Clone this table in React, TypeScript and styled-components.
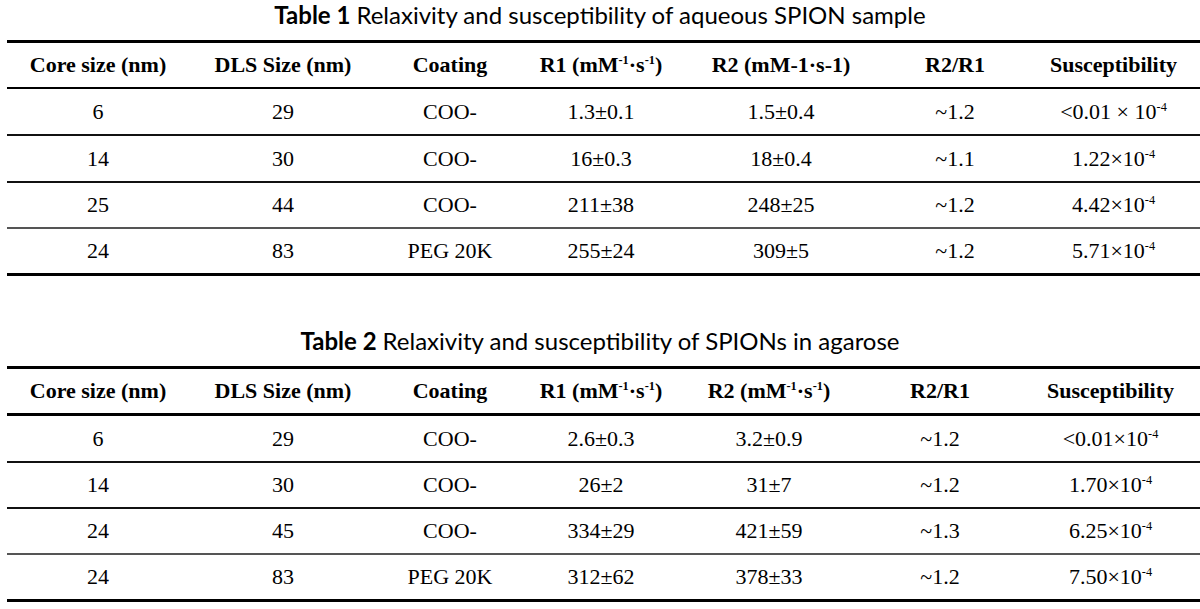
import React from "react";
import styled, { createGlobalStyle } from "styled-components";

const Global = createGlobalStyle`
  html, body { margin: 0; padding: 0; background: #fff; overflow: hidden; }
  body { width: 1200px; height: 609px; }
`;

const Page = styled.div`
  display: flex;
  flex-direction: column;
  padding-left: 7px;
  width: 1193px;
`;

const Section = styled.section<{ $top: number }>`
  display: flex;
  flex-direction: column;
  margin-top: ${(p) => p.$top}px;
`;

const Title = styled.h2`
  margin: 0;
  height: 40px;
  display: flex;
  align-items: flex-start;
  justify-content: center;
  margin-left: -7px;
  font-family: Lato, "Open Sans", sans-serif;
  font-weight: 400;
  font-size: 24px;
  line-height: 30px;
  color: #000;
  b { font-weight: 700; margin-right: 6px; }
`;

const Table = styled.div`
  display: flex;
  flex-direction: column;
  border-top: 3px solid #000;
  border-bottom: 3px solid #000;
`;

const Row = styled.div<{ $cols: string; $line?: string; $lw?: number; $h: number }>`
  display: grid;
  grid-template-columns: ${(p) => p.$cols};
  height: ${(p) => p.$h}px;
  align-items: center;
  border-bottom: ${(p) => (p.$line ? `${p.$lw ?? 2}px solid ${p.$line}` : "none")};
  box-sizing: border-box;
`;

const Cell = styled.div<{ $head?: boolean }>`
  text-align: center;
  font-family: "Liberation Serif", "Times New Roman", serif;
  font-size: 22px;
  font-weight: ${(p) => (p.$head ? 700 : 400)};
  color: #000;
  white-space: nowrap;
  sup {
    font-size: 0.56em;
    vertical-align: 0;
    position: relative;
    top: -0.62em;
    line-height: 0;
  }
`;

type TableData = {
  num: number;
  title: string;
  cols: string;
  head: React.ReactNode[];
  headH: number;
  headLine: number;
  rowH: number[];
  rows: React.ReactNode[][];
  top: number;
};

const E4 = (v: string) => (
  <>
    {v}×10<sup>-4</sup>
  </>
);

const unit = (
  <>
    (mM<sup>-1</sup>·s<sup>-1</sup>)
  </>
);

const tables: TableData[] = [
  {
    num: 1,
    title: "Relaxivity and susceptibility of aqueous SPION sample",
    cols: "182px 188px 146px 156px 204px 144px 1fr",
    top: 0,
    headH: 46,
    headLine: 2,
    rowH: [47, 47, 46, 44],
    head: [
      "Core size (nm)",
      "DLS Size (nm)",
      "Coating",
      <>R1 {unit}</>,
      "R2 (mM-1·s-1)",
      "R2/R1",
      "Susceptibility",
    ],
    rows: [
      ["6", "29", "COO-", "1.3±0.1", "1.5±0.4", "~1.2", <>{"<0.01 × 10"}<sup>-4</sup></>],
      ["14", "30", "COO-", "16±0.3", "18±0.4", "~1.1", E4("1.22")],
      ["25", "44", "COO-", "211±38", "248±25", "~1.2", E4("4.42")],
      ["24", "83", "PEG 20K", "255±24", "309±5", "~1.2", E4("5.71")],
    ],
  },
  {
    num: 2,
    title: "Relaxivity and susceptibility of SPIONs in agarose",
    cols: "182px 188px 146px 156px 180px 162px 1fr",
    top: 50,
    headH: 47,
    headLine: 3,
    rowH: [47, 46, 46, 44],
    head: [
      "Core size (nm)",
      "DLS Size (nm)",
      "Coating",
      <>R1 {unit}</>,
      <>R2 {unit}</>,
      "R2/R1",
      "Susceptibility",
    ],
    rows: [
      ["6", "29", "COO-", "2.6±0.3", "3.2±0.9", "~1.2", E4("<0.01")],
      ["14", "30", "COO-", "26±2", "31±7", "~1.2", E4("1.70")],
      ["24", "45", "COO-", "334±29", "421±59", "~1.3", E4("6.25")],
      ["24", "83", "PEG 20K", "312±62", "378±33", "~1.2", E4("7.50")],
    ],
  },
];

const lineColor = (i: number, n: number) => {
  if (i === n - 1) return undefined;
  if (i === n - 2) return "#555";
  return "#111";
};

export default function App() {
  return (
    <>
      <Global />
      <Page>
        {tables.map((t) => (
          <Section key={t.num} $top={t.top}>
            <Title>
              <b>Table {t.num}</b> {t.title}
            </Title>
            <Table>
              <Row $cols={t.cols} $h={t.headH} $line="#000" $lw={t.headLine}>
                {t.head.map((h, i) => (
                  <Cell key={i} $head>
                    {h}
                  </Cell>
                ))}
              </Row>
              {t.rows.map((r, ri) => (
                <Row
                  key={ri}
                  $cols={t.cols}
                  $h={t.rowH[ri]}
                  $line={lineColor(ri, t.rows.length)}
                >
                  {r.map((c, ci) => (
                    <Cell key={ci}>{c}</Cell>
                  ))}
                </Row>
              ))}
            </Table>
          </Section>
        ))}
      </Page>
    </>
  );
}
━━━━━━━━
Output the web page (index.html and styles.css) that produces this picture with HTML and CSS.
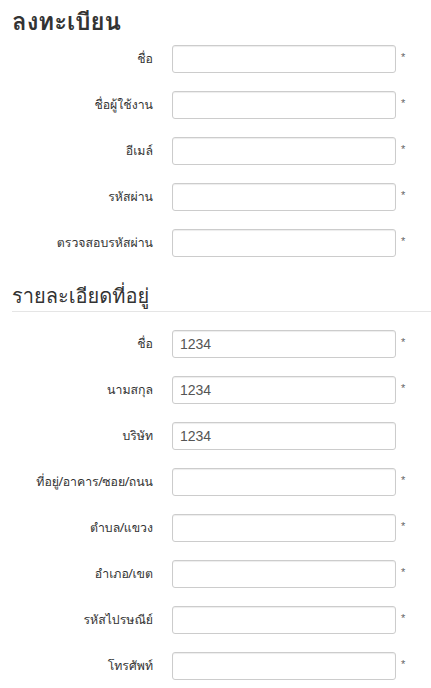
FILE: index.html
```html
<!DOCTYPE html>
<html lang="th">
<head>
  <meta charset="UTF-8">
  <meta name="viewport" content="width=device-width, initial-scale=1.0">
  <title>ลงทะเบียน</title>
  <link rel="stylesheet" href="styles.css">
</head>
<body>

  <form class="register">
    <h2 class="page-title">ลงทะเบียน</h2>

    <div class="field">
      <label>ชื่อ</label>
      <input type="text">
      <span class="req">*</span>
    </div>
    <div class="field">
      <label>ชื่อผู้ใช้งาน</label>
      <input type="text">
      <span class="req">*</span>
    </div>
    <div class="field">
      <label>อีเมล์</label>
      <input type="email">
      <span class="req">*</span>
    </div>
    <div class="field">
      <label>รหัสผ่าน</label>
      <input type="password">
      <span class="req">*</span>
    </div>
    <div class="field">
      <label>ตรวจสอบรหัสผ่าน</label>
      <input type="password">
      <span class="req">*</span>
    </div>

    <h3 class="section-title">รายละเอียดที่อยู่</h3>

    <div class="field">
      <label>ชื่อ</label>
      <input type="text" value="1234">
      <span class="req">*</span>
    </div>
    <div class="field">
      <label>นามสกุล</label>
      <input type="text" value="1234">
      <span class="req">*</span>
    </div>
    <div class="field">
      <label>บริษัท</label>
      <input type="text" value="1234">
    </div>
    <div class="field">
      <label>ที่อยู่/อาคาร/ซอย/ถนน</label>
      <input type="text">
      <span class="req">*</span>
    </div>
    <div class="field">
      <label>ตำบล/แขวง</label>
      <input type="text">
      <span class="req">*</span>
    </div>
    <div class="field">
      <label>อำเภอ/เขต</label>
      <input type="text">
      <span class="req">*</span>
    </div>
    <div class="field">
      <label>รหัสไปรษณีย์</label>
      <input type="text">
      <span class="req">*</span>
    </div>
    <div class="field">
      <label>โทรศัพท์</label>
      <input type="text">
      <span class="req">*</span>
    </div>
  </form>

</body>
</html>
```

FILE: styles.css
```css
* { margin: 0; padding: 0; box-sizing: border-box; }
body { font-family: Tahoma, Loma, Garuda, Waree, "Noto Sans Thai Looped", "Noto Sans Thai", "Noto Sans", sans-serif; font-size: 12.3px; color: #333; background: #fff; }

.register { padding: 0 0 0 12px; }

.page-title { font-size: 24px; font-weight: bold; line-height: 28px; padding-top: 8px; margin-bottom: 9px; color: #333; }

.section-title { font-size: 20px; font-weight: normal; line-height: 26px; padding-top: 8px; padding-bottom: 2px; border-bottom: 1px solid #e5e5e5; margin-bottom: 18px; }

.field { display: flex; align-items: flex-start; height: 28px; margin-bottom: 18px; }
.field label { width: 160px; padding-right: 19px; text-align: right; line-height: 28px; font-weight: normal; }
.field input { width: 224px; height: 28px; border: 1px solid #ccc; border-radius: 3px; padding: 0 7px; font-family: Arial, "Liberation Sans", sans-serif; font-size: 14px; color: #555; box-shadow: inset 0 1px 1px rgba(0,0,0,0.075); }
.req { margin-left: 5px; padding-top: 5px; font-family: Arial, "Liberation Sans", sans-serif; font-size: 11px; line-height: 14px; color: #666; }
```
━━━━━━━━
Copy, from the material, each line that holds the string "styles".

Output the web page (index.html and styles.css) that produces this picture with HTML and CSS.
  <link rel="stylesheet" href="styles.css">
FILE: styles.css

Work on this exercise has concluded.